School-Live!/Gakkou Gurashi, in contrast, makes it obvious through character dialogue and the scenes where parts of the school are shown that supplies are limited, but it’s always risky to go get more supplies. The girls made up the barricades to keep zombies out of the area they reside in, but even then there are zombies that are possibly still present in the school and pose a danger to them, as shown in episode two when they had a zombie encounter in the library. The closest thing they have to a weapon is a shovel, not a machete or machine gun, and they don’t have gourmet food or comfy beds to sleep in at night—instead, they have packaged meat sauce and crackers to eat and sleeping bags to use for sleeping. I feel that School-Live!/Gakkou Gurashi took the realism of trying to survive in a zombie apocalypse into account when first putting it together, and I like how they paid attention to these details to make the apocalypse more tuned towards real survival than just bashing zombies every day.
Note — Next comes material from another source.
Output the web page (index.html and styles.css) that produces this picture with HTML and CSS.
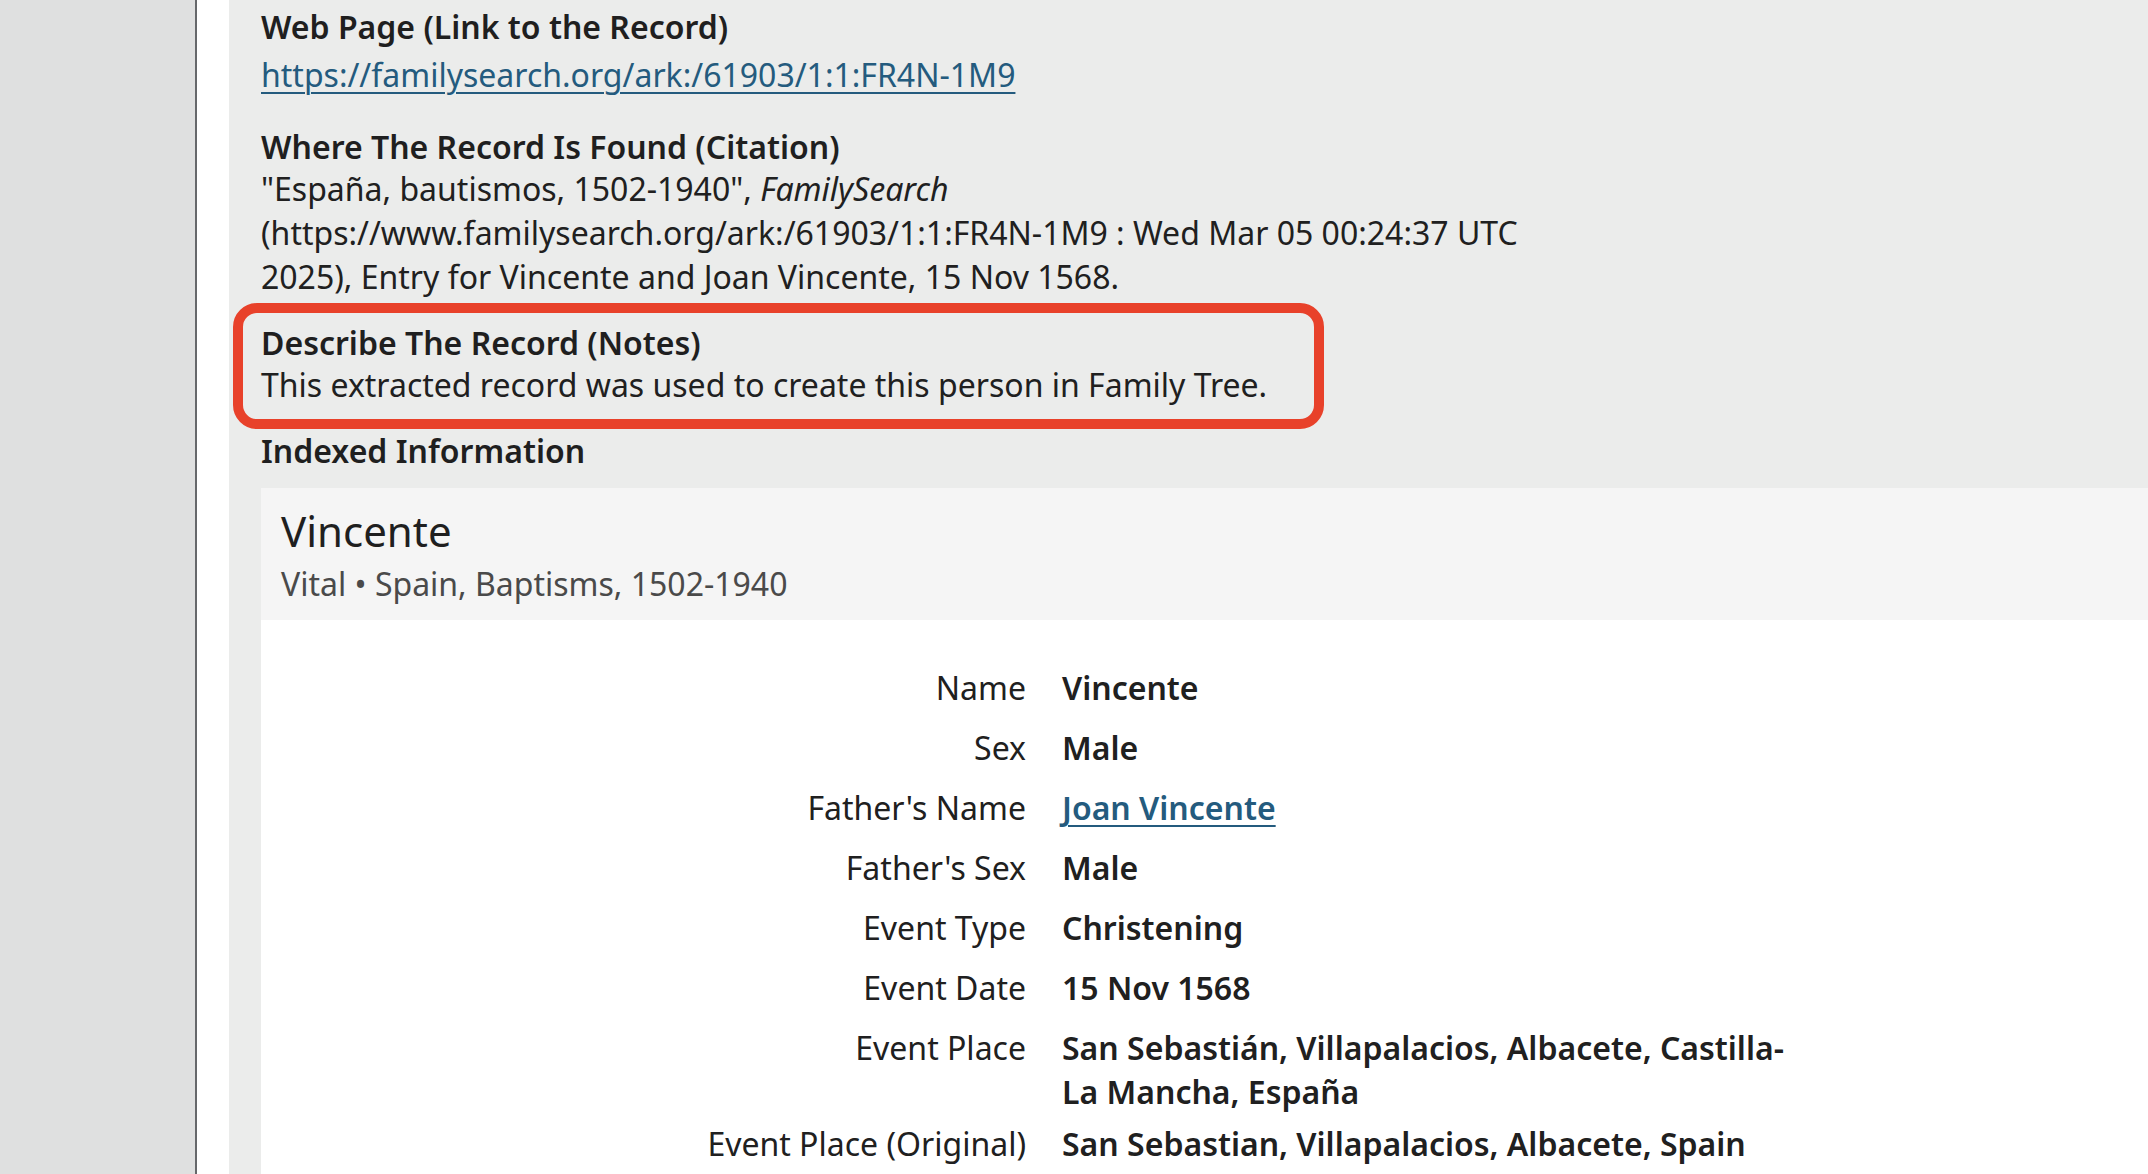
FILE: index.html
```html
<!DOCTYPE html>
<html lang="en">
<head>
    <meta charset="UTF-8">
    <meta name="viewport" content="width=device-width, initial-scale=1.0">
    <title>Source Details</title>
    <link rel="stylesheet" href="styles.css">
</head>
<body>

<aside class="sidebar"></aside>

<main class="page">
    <div class="panel">
        <section class="field">
            <h3 class="field-title">Web Page (Link to the Record)</h3>
            <a class="record-link" href="#">https://familysearch.org/ark:/61903/1:1:FR4N-1M9</a>
        </section>

        <section class="field">
            <h3 class="field-title">Where The Record Is Found (Citation)</h3>
            <p class="field-text citation">"España, bautismos, 1502-1940", <i>FamilySearch</i> (https://www.familysearch.org/ark:/61903/1:1:FR4N-1M9 : Wed Mar 05 00:24:37 UTC 2025), Entry for Vincente and Joan Vincente, 15 Nov 1568.</p>
        </section>

        <!-- marked section -->
        <section class="field highlighted">
            <h3 class="field-title">Describe The Record (Notes)</h3>
            <p class="field-text">This extracted record was used to create this person in Family Tree.</p>
        </section>

        <section class="field">
            <h3 class="field-title">Indexed Information</h3>
        </section>

        <div class="record-card">
            <div class="record-head">
                <div class="record-name">Vincente</div>
                <div class="record-sub">Vital • Spain, Baptisms, 1502-1940</div>
            </div>
            <div class="record-body">
                <div class="fact-row">
                    <span class="fact-label">Name</span>
                    <span class="fact-value">Vincente</span>
                </div>
                <div class="fact-row">
                    <span class="fact-label">Sex</span>
                    <span class="fact-value">Male</span>
                </div>
                <div class="fact-row">
                    <span class="fact-label">Father's Name</span>
                    <span class="fact-value"><a href="#">Joan Vincente</a></span>
                </div>
                <div class="fact-row">
                    <span class="fact-label">Father's Sex</span>
                    <span class="fact-value">Male</span>
                </div>
                <div class="fact-row">
                    <span class="fact-label">Event Type</span>
                    <span class="fact-value">Christening</span>
                </div>
                <div class="fact-row">
                    <span class="fact-label">Event Date</span>
                    <span class="fact-value">15 Nov 1568</span>
                </div>
                <div class="fact-row">
                    <span class="fact-label">Event Place</span>
                    <span class="fact-value">San Sebastián, Villapalacios, Albacete, Castilla-La Mancha, España</span>
                </div>
                <div class="fact-row">
                    <span class="fact-label">Event Place (Original)</span>
                    <span class="fact-value">San Sebastian, Villapalacios, Albacete, Spain</span>
                </div>
            </div>
        </div>
    </div>
</main>

</body>
</html>
```

FILE: styles.css
```css
body {
    font-family: 'Noto Sans', 'Open Sans', sans-serif;
    margin: 0;
    padding: 0;
    display: flex;
    height: 100vh;
    overflow: hidden;
    background-color: #ffffff;
    color: #202020;
    font-size: 32px;
}
.sidebar {
    width: 195px;
    flex-shrink: 0;
    background-color: #dfe0e0;
    border-right: 2px solid #66686b;
}
.page {
    flex: 1;
    padding-left: 32px;
    background-color: #ffffff;
    min-width: 0;
}
.panel {
    background-color: #ebeceb;
    padding: 7px 0 0 32px;
    height: 100%;
    box-sizing: border-box;
}
.field {
    margin-bottom: 24px;
}
.field-title {
    font-size: 32px;
    font-weight: 600;
    line-height: 40px;
    margin: 0;
    color: #1f1f1f;
}
.field-text {
    margin: 0;
    line-height: 44px;
}
.citation {
    max-width: 1300px;
}
.record-link {
    display: inline-block;
    line-height: 56px;
    color: #245b7e;
    text-decoration: underline;
    text-decoration-thickness: 2px;
    text-underline-offset: 5px;
}
/* red annotation around the notes */
.highlighted {
    position: relative;
}
.highlighted::after {
    content: "";
    position: absolute;
    top: -20px;
    bottom: -22px;
    left: -28px;
    width: 1091px;
    box-sizing: border-box;
    border: 10px solid #e8412a;
    border-radius: 24px;
    pointer-events: none;
}
.field:last-of-type {
    margin-bottom: 17px;
}
.record-card {
    background-color: #ffffff;
}
.record-head {
    background-color: #f5f5f5;
    padding: 12px 20px 14px;
}
.record-name {
    font-size: 42px;
    line-height: 62px;
    color: #1f1f1f;
}
.record-sub {
    line-height: 44px;
    color: #4a4a4a;
}
.record-body {
    padding-top: 38px;
}
.fact-row {
    display: flex;
    align-items: baseline;
}
.fact-label {
    width: 765px;
    flex-shrink: 0;
    text-align: right;
    line-height: 60px;
}
.fact-value {
    width: 740px;
    margin-left: 36px;
    font-weight: 600;
    line-height: 44px;
}
.fact-value a {
    color: #245b7e;
    text-decoration: underline;
    text-decoration-thickness: 2px;
    text-underline-offset: 5px;
}
```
Since I have only watched the first two episodes of School-Live!/Gakkou Gurashi, I can’t necessarily say that the entire anime embodies it. These are only my first impressions of the anime, so how I view the anime as a whole later on in terms of depicting the zombie apocalypse might change. Despite this though, I’d like to think that for anyone who’s interested in the zombie apocalypse genre without seeing extreme amounts of gore and blood (at least as far as I have seen so far) but including the need for survival in the apocalypse, this anime might be something you consider watching.